• _WHAT YOU WILL DO_: Reproduce each line exactly, including spacing and punctuation.

Source data:

>> BEGIN

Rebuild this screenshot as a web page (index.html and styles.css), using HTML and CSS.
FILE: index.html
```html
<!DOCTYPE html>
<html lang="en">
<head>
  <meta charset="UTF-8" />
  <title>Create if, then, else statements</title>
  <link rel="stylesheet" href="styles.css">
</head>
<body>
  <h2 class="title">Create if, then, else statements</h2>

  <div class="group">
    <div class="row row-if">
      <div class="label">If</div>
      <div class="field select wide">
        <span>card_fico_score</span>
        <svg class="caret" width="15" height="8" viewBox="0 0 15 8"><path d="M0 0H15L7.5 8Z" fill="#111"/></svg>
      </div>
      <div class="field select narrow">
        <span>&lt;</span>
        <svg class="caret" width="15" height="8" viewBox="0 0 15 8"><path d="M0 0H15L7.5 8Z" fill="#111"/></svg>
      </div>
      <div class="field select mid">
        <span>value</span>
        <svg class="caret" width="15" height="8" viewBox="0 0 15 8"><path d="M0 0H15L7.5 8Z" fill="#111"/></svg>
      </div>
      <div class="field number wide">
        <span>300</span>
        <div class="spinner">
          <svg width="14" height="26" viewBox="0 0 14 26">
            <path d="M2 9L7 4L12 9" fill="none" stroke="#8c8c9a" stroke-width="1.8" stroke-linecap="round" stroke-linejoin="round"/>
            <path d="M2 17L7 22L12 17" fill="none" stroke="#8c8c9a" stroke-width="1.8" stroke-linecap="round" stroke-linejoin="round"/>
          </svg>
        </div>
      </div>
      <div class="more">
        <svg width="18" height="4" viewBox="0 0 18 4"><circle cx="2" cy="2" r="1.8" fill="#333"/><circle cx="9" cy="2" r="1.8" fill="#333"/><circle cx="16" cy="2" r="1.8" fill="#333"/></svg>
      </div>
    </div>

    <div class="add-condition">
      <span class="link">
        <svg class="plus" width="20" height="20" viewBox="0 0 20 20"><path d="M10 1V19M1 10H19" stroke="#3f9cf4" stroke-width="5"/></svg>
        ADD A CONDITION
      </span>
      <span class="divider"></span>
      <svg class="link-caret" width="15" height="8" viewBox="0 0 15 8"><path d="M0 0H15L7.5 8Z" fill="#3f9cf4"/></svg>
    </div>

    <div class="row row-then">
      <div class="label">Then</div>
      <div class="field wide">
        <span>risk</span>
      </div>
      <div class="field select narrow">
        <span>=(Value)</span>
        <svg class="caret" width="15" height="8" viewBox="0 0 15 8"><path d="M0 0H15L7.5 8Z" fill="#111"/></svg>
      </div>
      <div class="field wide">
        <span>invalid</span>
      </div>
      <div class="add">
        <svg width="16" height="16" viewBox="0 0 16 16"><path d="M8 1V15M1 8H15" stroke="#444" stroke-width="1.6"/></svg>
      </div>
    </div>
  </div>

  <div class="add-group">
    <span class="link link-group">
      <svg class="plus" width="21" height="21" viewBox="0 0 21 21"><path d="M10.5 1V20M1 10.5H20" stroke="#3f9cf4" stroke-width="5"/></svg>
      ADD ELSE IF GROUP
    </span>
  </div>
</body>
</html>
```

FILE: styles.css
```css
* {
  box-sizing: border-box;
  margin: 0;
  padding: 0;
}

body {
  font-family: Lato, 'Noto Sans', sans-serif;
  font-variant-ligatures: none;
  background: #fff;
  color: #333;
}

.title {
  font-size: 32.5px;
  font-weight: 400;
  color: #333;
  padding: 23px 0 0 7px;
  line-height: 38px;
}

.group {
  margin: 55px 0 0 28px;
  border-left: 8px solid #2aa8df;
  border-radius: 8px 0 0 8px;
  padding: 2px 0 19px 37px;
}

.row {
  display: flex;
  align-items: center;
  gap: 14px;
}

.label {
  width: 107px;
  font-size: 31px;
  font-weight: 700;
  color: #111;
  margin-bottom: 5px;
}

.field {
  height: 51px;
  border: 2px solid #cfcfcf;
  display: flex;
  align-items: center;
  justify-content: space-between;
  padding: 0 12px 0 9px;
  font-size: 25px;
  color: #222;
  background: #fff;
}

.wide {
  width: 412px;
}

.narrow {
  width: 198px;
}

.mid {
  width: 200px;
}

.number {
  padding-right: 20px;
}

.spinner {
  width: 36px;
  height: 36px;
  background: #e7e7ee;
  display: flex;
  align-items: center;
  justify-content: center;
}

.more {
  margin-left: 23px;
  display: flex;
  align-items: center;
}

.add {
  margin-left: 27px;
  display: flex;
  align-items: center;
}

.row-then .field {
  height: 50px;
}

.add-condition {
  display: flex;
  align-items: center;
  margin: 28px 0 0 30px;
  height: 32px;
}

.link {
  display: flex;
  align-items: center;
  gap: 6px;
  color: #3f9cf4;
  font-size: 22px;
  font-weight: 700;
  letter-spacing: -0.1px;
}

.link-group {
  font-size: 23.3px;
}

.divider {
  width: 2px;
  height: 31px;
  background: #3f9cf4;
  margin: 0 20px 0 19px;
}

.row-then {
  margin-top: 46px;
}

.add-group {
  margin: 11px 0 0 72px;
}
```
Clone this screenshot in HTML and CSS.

>> END

• _CORRECT RESPONSE_:
Rebuild this screenshot as a web page (index.html and styles.css), using HTML and CSS.
FILE: index.html
```html
<!DOCTYPE html>
<html lang="en">
<head>
  <meta charset="UTF-8" />
  <title>Create if, then, else statements</title>
  <link rel="stylesheet" href="styles.css">
</head>
<body>
  <h2 class="title">Create if, then, else statements</h2>

  <div class="group">
    <div class="row row-if">
      <div class="label">If</div>
      <div class="field select wide">
        <span>card_fico_score</span>
        <svg class="caret" width="15" height="8" viewBox="0 0 15 8"><path d="M0 0H15L7.5 8Z" fill="#111"/></svg>
      </div>
      <div class="field select narrow">
        <span>&lt;</span>
        <svg class="caret" width="15" height="8" viewBox="0 0 15 8"><path d="M0 0H15L7.5 8Z" fill="#111"/></svg>
      </div>
      <div class="field select mid">
        <span>value</span>
        <svg class="caret" width="15" height="8" viewBox="0 0 15 8"><path d="M0 0H15L7.5 8Z" fill="#111"/></svg>
      </div>
      <div class="field number wide">
        <span>300</span>
        <div class="spinner">
          <svg width="14" height="26" viewBox="0 0 14 26">
            <path d="M2 9L7 4L12 9" fill="none" stroke="#8c8c9a" stroke-width="1.8" stroke-linecap="round" stroke-linejoin="round"/>
            <path d="M2 17L7 22L12 17" fill="none" stroke="#8c8c9a" stroke-width="1.8" stroke-linecap="round" stroke-linejoin="round"/>
          </svg>
        </div>
      </div>
      <div class="more">
        <svg width="18" height="4" viewBox="0 0 18 4"><circle cx="2" cy="2" r="1.8" fill="#333"/><circle cx="9" cy="2" r="1.8" fill="#333"/><circle cx="16" cy="2" r="1.8" fill="#333"/></svg>
      </div>
    </div>

    <div class="add-condition">
      <span class="link">
        <svg class="plus" width="20" height="20" viewBox="0 0 20 20"><path d="M10 1V19M1 10H19" stroke="#3f9cf4" stroke-width="5"/></svg>
        ADD A CONDITION
      </span>
      <span class="divider"></span>
      <svg class="link-caret" width="15" height="8" viewBox="0 0 15 8"><path d="M0 0H15L7.5 8Z" fill="#3f9cf4"/></svg>
    </div>

    <div class="row row-then">
      <div class="label">Then</div>
      <div class="field wide">
        <span>risk</span>
      </div>
      <div class="field select narrow">
        <span>=(Value)</span>
        <svg class="caret" width="15" height="8" viewBox="0 0 15 8"><path d="M0 0H15L7.5 8Z" fill="#111"/></svg>
      </div>
      <div class="field wide">
        <span>invalid</span>
      </div>
      <div class="add">
        <svg width="16" height="16" viewBox="0 0 16 16"><path d="M8 1V15M1 8H15" stroke="#444" stroke-width="1.6"/></svg>
      </div>
    </div>
  </div>

  <div class="add-group">
    <span class="link link-group">
      <svg class="plus" width="21" height="21" viewBox="0 0 21 21"><path d="M10.5 1V20M1 10.5H20" stroke="#3f9cf4" stroke-width="5"/></svg>
      ADD ELSE IF GROUP
    </span>
  </div>
</body>
</html>
```

FILE: styles.css
```css
* {
  box-sizing: border-box;
  margin: 0;
  padding: 0;
}

body {
  font-family: Lato, 'Noto Sans', sans-serif;
  font-variant-ligatures: none;
  background: #fff;
  color: #333;
}

.title {
  font-size: 32.5px;
  font-weight: 400;
  color: #333;
  padding: 23px 0 0 7px;
  line-height: 38px;
}

.group {
  margin: 55px 0 0 28px;
  border-left: 8px solid #2aa8df;
  border-radius: 8px 0 0 8px;
  padding: 2px 0 19px 37px;
}

.row {
  display: flex;
  align-items: center;
  gap: 14px;
}

.label {
  width: 107px;
  font-size: 31px;
  font-weight: 700;
  color: #111;
  margin-bottom: 5px;
}

.field {
  height: 51px;
  border: 2px solid #cfcfcf;
  display: flex;
  align-items: center;
  justify-content: space-between;
  padding: 0 12px 0 9px;
  font-size: 25px;
  color: #222;
  background: #fff;
}

.wide {
  width: 412px;
}

.narrow {
  width: 198px;
}

.mid {
  width: 200px;
}

.number {
  padding-right: 20px;
}

.spinner {
  width: 36px;
  height: 36px;
  background: #e7e7ee;
  display: flex;
  align-items: center;
  justify-content: center;
}

.more {
  margin-left: 23px;
  display: flex;
  align-items: center;
}

.add {
  margin-left: 27px;
  display: flex;
  align-items: center;
}

.row-then .field {
  height: 50px;
}

.add-condition {
  display: flex;
  align-items: center;
  margin: 28px 0 0 30px;
  height: 32px;
}

.link {
  display: flex;
  align-items: center;
  gap: 6px;
  color: #3f9cf4;
  font-size: 22px;
  font-weight: 700;
  letter-spacing: -0.1px;
}

.link-group {
  font-size: 23.3px;
}

.divider {
  width: 2px;
  height: 31px;
  background: #3f9cf4;
  margin: 0 20px 0 19px;
}

.row-then {
  margin-top: 46px;
}

.add-group {
  margin: 11px 0 0 72px;
}
```
Clone this screenshot in HTML and CSS.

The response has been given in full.